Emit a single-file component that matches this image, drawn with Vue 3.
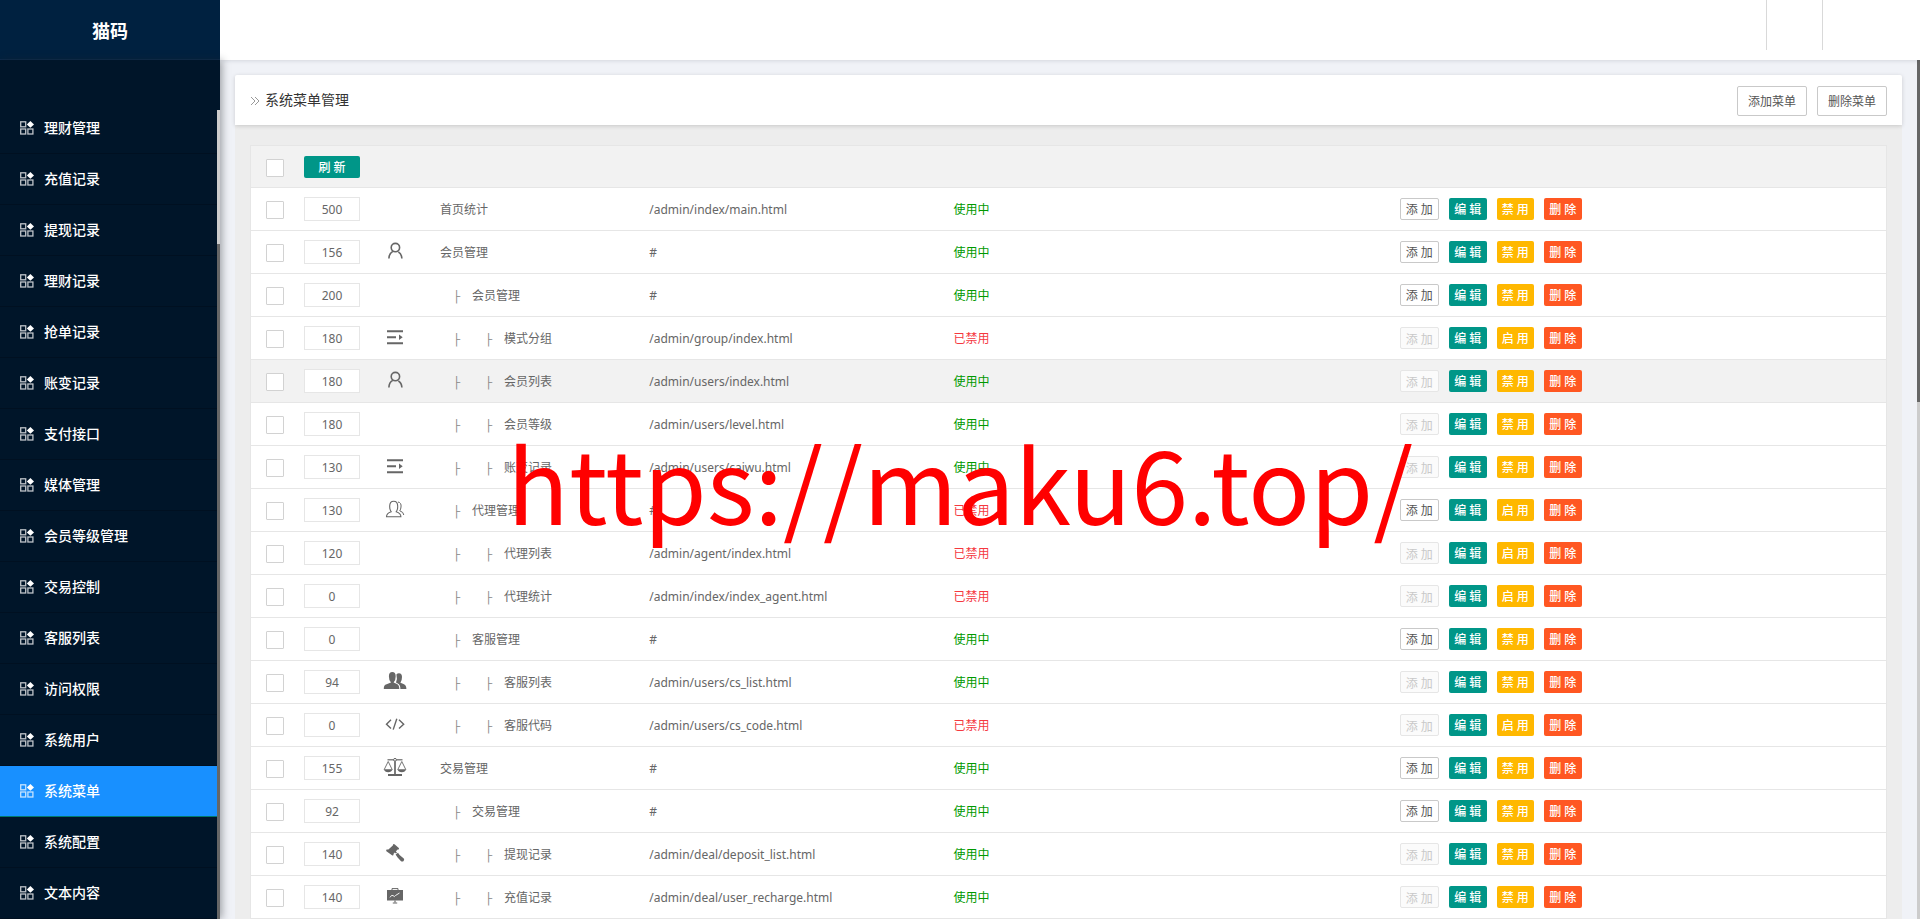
<script setup>
const menu = ['理财管理', '充值记录', '提现记录', '理财记录', '抢单记录', '账变记录', '支付接口', '媒体管理', '会员等级管理', '交易控制', '客服列表', '访问权限', '系统用户', '系统菜单', '系统配置', '文本内容']
const active = '系统菜单'

const rows = [
  { sort: 500, icon: '', depth: 0, name: '首页统计', url: '/admin/index/main.html', on: true },
  { sort: 156, icon: 'user', depth: 0, name: '会员管理', url: '#', on: true },
  { sort: 200, icon: '', depth: 1, name: '会员管理', url: '#', on: true },
  { sort: 180, icon: 'indent', depth: 2, name: '模式分组', url: '/admin/group/index.html', on: false },
  { sort: 180, icon: 'user', depth: 2, name: '会员列表', url: '/admin/users/index.html', on: true, hover: true },
  { sort: 180, icon: '', depth: 2, name: '会员等级', url: '/admin/users/level.html', on: true },
  { sort: 130, icon: 'indent', depth: 2, name: '账变记录', url: '/admin/users/caiwu.html', on: true },
  { sort: 130, icon: 'group', depth: 1, name: '代理管理', url: '#', on: false },
  { sort: 120, icon: '', depth: 2, name: '代理列表', url: '/admin/agent/index.html', on: false },
  { sort: 0, icon: '', depth: 2, name: '代理统计', url: '/admin/index/index_agent.html', on: false },
  { sort: 0, icon: '', depth: 1, name: '客服管理', url: '#', on: true },
  { sort: 94, icon: 'friends', depth: 2, name: '客服列表', url: '/admin/users/cs_list.html', on: true },
  { sort: 0, icon: 'code', depth: 2, name: '客服代码', url: '/admin/users/cs_code.html', on: false },
  { sort: 155, icon: 'scale', depth: 0, name: '交易管理', url: '#', on: true },
  { sort: 92, icon: '', depth: 1, name: '交易管理', url: '#', on: true },
  { sort: 140, icon: 'hammer', depth: 2, name: '提现记录', url: '/admin/deal/deposit_list.html', on: true },
  { sort: 140, icon: 'board', depth: 2, name: '充值记录', url: '/admin/deal/user_recharge.html', on: true }
]
</script>

<template>
  <div class="layout">
    <aside class="side">
      <h1 class="logo">猫码</h1>
      <div class="side-scroll">
        <nav class="nav">
          <a v-for="m in menu" :key="m" href="#" :class="['nav-item', { active: m === active }]">
            <svg class="nav-icon" viewBox="0 0 14 14" aria-hidden="true">
              <g fill="none" stroke="currentColor" stroke-opacity=".75" stroke-width="1.3">
                <rect x=".7" y=".8" width="5" height="5" />
                <rect x=".7" y="8" width="5" height="5" />
                <rect x="7.9" y="8" width="5" height="5" />
              </g>
              <path d="M10.4 0 L14 3.4 L10.4 6.8 L6.8 3.4 Z" fill="currentColor" />
            </svg>
            <span>{{ m }}</span>
          </a>
        </nav>
        <div class="side-bar"><div class="side-thumb"></div></div>
      </div>
    </aside>

    <div class="main">
      <header class="top">
        <div class="top-cell"></div>
        <div class="top-cell wide"></div>
      </header>

      <div class="body">
        <section class="page-head">
          <svg class="chev" viewBox="0 0 10 10" aria-hidden="true">
            <path d="M1 1 L5 5 L1 9 M5 1 L9 5 L5 9" fill="none" stroke="currentColor" />
          </svg>
          <h2>系统菜单管理</h2>
          <button type="button" class="head-btn">添加菜单</button>
          <button type="button" class="head-btn">删除菜单</button>
        </section>

        <section class="panel">
          <table>
            <colgroup>
              <col class="c-check"><col class="c-sort"><col class="c-icon"><col class="c-name"><col class="c-url"><col class="c-state"><col>
            </colgroup>
            <thead>
              <tr>
                <th class="check"><input type="checkbox" aria-label="全选"></th>
                <th colspan="6"><button type="button" class="btn refresh">刷 新</button></th>
              </tr>
            </thead>
            <tbody>
              <tr v-for="(r, i) in rows" :key="i" :class="{ hover: r.hover }">
                <td class="check"><input type="checkbox" :aria-label="r.name"></td>
                <td><input class="sort" type="text" :value="r.sort" aria-label="排序"></td>
                <td class="icon">
                  <svg v-if="r.icon" viewBox="0 0 24 20" fill="none" stroke="currentColor" stroke-width="1.6" aria-hidden="true">
                    <template v-if="r.icon === 'user'">
                      <circle cx="12.4" cy="6.6" r="4.2" />
                      <path d="M5.9 17.5 Q6 12.5 9.8 10.4 M15.4 11 Q18.6 12.8 18.9 17.5" />
                    </template>
                    <template v-else-if="r.icon === 'indent'">
                      <path d="M4 4.3H20M4 10.3H13M4 16.3H20" stroke-width="2" />
                      <path d="M16 7.6 L19.7 10.3 L16 13Z" fill="currentColor" stroke="none" />
                    </template>
                    <template v-else-if="r.icon === 'group'">
                      <path d="M3.5 17.8 Q3.5 14.2 8.2 12.8 Q6.6 10.8 6.7 7 Q6.8 2.2 10.7 2.2 Q14.6 2.2 14.7 7 Q14.8 10.8 13.2 12.8 Q17.9 14.2 17.9 17.8Z" stroke-width="1.1" />
                      <path d="M15 3 Q18.6 3.6 18 8 Q17.8 10.3 16.8 11.8 Q20.6 13 20.8 16" stroke-width="1" />
                    </template>
                    <template v-else-if="r.icon === 'friends'">
                      <g fill="currentColor" stroke="none">
                        <path d="M.8 18 Q.6 14 3.6 13.2 L8 11.5 Q5.8 9 5.9 5.2 Q6 1 9.3 1 Q12.6 1 12.7 5.2 Q12.8 9 10.6 11.5 L14 13 Q16.3 14 16.3 18Z" />
                        <path d="M13.4 3.5 Q14.4 2.2 16 2.2 Q19 2.3 19 6 Q19 9.7 17.4 11.8 L20.5 13 Q23.4 14 23.4 18 H17.4 Q17.4 13.6 14.8 12.4 L13 11.5 Q14.6 8 13.4 3.5Z" />
                      </g>
                    </template>
                    <template v-else-if="r.icon === 'code'">
                      <path d="M8 5.8 L3.5 10.2 L8 14.6 M16 5.8 L20.7 10.2 L16 14.6 M13.8 4.8 L10.2 15.6" stroke-width="1.4" />
                    </template>
                    <template v-else-if="r.icon === 'scale'">
                      <path d="M4.5 2.8H19.5" stroke-width="1.2" />
                      <circle cx="12" cy="2.8" r="1.4" fill="#fff" stroke-width="1" />
                      <path d="M12 4.2V18" stroke-width="1.7" />
                      <path d="M5 18H19" stroke-width="2" />
                      <path d="M5.2 4.5 L1.2 12.6 M5.2 4.5 L9.2 12.6 M18.8 4.5 L14.8 12.6 M18.8 4.5 L22.8 12.6" stroke-width=".9" />
                      <path d="M.8 12.2H9.6Q8.6 15.2 5.2 15.2Q1.8 15.2 .8 12.2Z M14.4 12.2H23.2Q22.2 15.2 18.8 15.2Q15.4 15.2 14.4 12.2Z" fill="currentColor" stroke="none" />
                    </template>
                    <template v-else-if="r.icon === 'hammer'">
                      <g fill="currentColor" stroke="none">
                        <path d="M10.2 1.2 Q11 .6 11.8 1.4 L15.8 5 Q16.4 5.8 15.6 6.4 L14.6 6.4 L12.8 8.4 L14 9.6 L13 10.6 L11.8 9.6 L10.4 11 L10.6 12 Q10 12.8 9 12.2 L3.4 8.2 Q2.8 7.4 3.6 6.6 L5.4 6.6 L9.8 2.6 Z" />
                        <path d="M12.6 11.6 L15 9.8 L16.6 12 L20.8 15.6 Q21.8 17 20.4 18.2 Q19 19 17.8 18 L14.4 14.2Z" />
                      </g>
                    </template>
                    <template v-else>
                      <path d="M9 4.4V2.6H15V4.4" stroke-width="1" />
                      <rect x="4" y="4" width="16" height="10.5" fill="currentColor" stroke="none" />
                      <path d="M7 11.4 Q8.5 8.5 10 9.5 Q11.4 11.6 12.5 9.5 L16.5 7" stroke="#fff" stroke-width=".9" />
                      <path d="M12 14.5V16.2M9.8 17H14.2" stroke-width="1.2" />
                    </template>
                  </svg>
                </td>
                <td class="text"><span v-for="n in r.depth" :key="n" class="branch">├</span>{{ r.name }}</td>
                <td class="text">{{ r.url }}</td>
                <td :class="['text', r.on ? 'on' : 'off']">{{ r.on ? '使用中' : '已禁用' }}</td>
                <td>
                  <div class="acts">
                    <button type="button" class="btn plain" :disabled="r.depth === 2">添 加</button>
                    <button type="button" class="btn">编 辑</button>
                    <button type="button" class="btn warm">{{ r.on ? '禁 用' : '启 用' }}</button>
                    <button type="button" class="btn danger">删 除</button>
                  </div>
                </td>
              </tr>
            </tbody>
          </table>
        </section>
        <div class="page-bar"><div class="page-thumb"></div></div>
      </div>
    </div>
    <div class="watermark">https://maku6.top/</div>
  </div>
</template>

<style>
body {
  margin: 0;
  overflow: hidden;
}
</style>

<style scoped>
* {
  box-sizing: border-box;
}

.layout {
  position: relative;
  display: flex;
  height: 100vh;
  overflow: hidden;
  background: #f0f2f7;
  color: #666;
  font: 12px/20px "Noto Sans", "Noto Sans CJK SC", sans-serif;
}

button,
input {
  margin: 0;
  font: inherit;
}

.side {
  z-index: 2;
  display: flex;
  flex-direction: column;
  flex: none;
  width: 220px;
}

.logo {
  flex: none;
  height: 60px;
  margin: 0;
  border-bottom: 1px solid #0c2a4b;
  background: #002140;
  color: #fff;
  font-size: 18px;
  font-weight: 700;
  line-height: 62px;
  text-align: center;
}

.side-scroll {
  position: relative;
  flex: 1;
  min-height: 0;
  padding-top: 43px;
  background: #001529;
  box-shadow: 2px 0 8px rgba(29, 35, 41, .4);
}

.nav {
  height: 100%;
  overflow: hidden;
}

.nav-item {
  display: flex;
  align-items: center;
  gap: 10px;
  height: 51px;
  padding-left: 20px;
  border-bottom: 1px solid #001021;
  color: #fff;
  font-size: 14px;
  font-weight: 500;
  text-decoration: none;
}

.nav-item.active {
  border-bottom-color: #00796b;
  background: #1890ff;
}

.nav-icon {
  width: 14px;
  height: 14px;
}

.side-bar {
  position: absolute;
  top: 50px;
  right: 0;
  bottom: 0;
  width: 3px;
  background: #666;
}

.side-thumb {
  height: 134px;
  background: #ccc;
}

.main {
  display: flex;
  flex: 1;
  flex-direction: column;
  min-width: 0;
}

.top {
  z-index: 1;
  display: flex;
  flex: none;
  justify-content: flex-end;
  height: 60px;
  background: #fff;
  box-shadow: 0 1px 4px rgba(0, 21, 41, .12);
}

.top-cell {
  width: 56px;
  height: 50px;
  border-left: 1px solid #d9d9d9;
}

.top-cell.wide {
  width: 98px;
}

.body {
  position: relative;
  flex: 1;
  min-height: 0;
  padding: 15px 18px 0 15px;
  overflow: hidden;
}

.page-head {
  position: relative;
  display: flex;
  align-items: center;
  gap: 10px;
  height: 50px;
  padding: 0 15px;
  background: #fff;
  border-radius: 2px 2px 0 0;
  box-shadow: 0 1px 4px rgba(0, 0, 0, .16);
}

.chev {
  width: 10px;
  height: 10px;
  margin-top: 2px;
  color: #999;
}

.page-head h2 {
  flex: 1;
  margin: 0 0 0 -5px;
  color: #333;
  font-size: 14px;
  font-weight: 400;
}

.head-btn {
  width: 70px;
  height: 30px;
  margin-top: 2px;
  padding: 2px 0 0;
  border: 1px solid #c9c9c9;
  border-radius: 2px;
  background: #fff;
  color: #555;
}

.panel {
  padding: 20px 15px;
  background: #ededed;
}

table {
  width: 100%;
  border: 1px solid #e6e6e6;
  border-spacing: 0;
  table-layout: fixed;
  background: #fff;
}

.c-check {
  width: 43px;
}

.c-sort {
  width: 66px;
}

.c-icon {
  width: 70px;
}

.c-name {
  width: 12.8%;
}

.c-url {
  width: 18.6%;
}

.c-state {
  width: 27.3%;
}

th,
td {
  height: 43px;
  padding: 0 0 0 10px;
  border-bottom: 1px solid #e6e6e6;
  text-align: left;
  white-space: nowrap;
}

th {
  height: 42px;
  background: #f2f2f2;
}

.text {
  padding-top: 2px;
}

.hover td {
  background: #f2f2f2;
}

.check {
  padding-left: 15px;
}

.check input {
  display: block;
  width: 18px;
  height: 18px;
  margin-top: 2px;
  border: 1px solid #d2d2d2;
  border-radius: 1px;
  background: #fff;
  appearance: none;
}

.sort {
  display: block;
  width: 56px;
  height: 24px;
  padding: 0;
  border: 1px solid #e6e6e6;
  background: #fff;
  color: #666;
  text-align: center;
}

.icon {
  padding: 0;
  text-align: center;
}

.icon svg {
  display: block;
  width: 24px;
  height: 20px;
  margin: 0 auto 2px;
}

.branch {
  display: inline-block;
  width: 32px;
  padding-left: 13px;
  color: #888;
  font-family: "Liberation Mono", monospace;
  line-height: 12px;
}

.on {
  color: #090;
}

.off {
  color: #f5383f;
}

.acts {
  display: flex;
  gap: 10px;
}

.btn {
  min-width: 38px;
  height: 22px;
  padding: 2px 4px 0;
  border: 0;
  border-radius: 2px;
  background: #009688;
  color: #fff;
  font-weight: 500;
  line-height: 20px;
}

.refresh {
  display: block;
  width: 56px;
}

.plain {
  min-width: 39px;
  border: 1px solid #c9c9c9;
  background: #fff;
  color: #555;
  font-weight: 400;
  line-height: 18px;
}

.plain:disabled {
  padding-top: 3px;
  border-color: #e6e6e6;
  background: #fbfbfb;
  color: #c9c9c9;
  line-height: 17px;
}

.warm {
  min-width: 37px;
  background: #ffb800;
}

.danger {
  background: #ff5722;
}

.page-bar {
  position: absolute;
  top: 0;
  right: 0;
  bottom: 0;
  width: 3px;
  background: #ccc;
}

.page-thumb {
  height: 342px;
  background: #666;
}

.watermark {
  position: absolute;
  top: 416px;
  left: 507px;
  z-index: 5;
  color: #f00;
  font: 102px/130px "Noto Sans CJK SC", sans-serif;
  pointer-events: none;
}
</style>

——————

Task objective: Up to and including the line containing "const active = '系统菜单'", repeat every line from the start of the data, but none of the pictures.

Solution below:
Emit a single-file component that matches this image, drawn with Vue 3.
<script setup>
const menu = ['理财管理', '充值记录', '提现记录', '理财记录', '抢单记录', '账变记录', '支付接口', '媒体管理', '会员等级管理', '交易控制', '客服列表', '访问权限', '系统用户', '系统菜单', '系统配置', '文本内容']
const active = '系统菜单'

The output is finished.